Ama yüksek faiz oranları daha az kredi anlamına geliyor ve ülke üzerindeki kontrolünün erozyona uğramasını önlemek için Erdoğan’ın borç musluğunu açık tutması gerek.
Türkiye’nin sorunları sadece kendisini ilgilendirmiyor. Türkiye dünyanın en büyük 17. ekonomisi. Tökezlemesi halinde bunun borç verenleri için çok ciddi etkileri olacaktır. Ama maliyesi aynı zamanda bölgesel güvenliği de etkiliyor. (Ortadoğu’daki güç dengesi ve Türkiye’nin bölgedeki rolü üzerine ücretsiz indirilebilir e-kitabım The World Explained in Maps’te yazmıştım.)
Türkiye ancak mali olarak istikrarlı ve siyasi olarak birlik halinde ise yüzünü dışarı dönüp yakın çevresinde daha fazla kontrol peşinde olabilir.

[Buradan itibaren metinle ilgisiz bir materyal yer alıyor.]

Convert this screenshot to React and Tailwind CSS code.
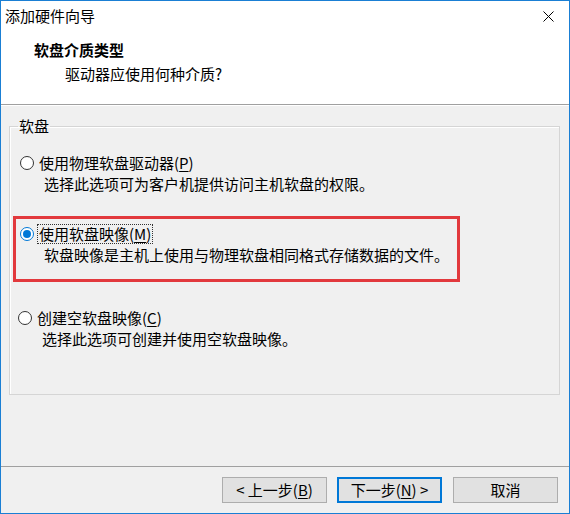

Ama Türkiye’nin mali sistemi döviz rezervlerine bağlı olacaksa, ekonomisi tehdit altında kalacaktır. Sonuç olarak da Türkiye Suriye’deki sürekli artan askeri mevcudiyetini devam ettirme becerisini yitirebilir.
Batı Suriye’de Türk mevcudiyeti olmaksızın, Türkiye’nin Osmanlı İmparatorluğu günlerinden bu yana rakibi olmuş olan İran bu bölgelere—Türkiye’nin İran’ın dışında kalmasını tercih edeceği bir bölge—nüfuz etmek için daha da eli serbest hale gelecektir.
Türkiye’nin yaklaşımı yönetilemez olmasa da daha yüksek risk içeriyor. Liranın değerinde ani ve hızlı bir düşüş yaşanması gibi bir tökezleme durumunda Türkiye’nin mali sistemi ve dolayısıyla bölgesindeki gücü zayıflayacaktır.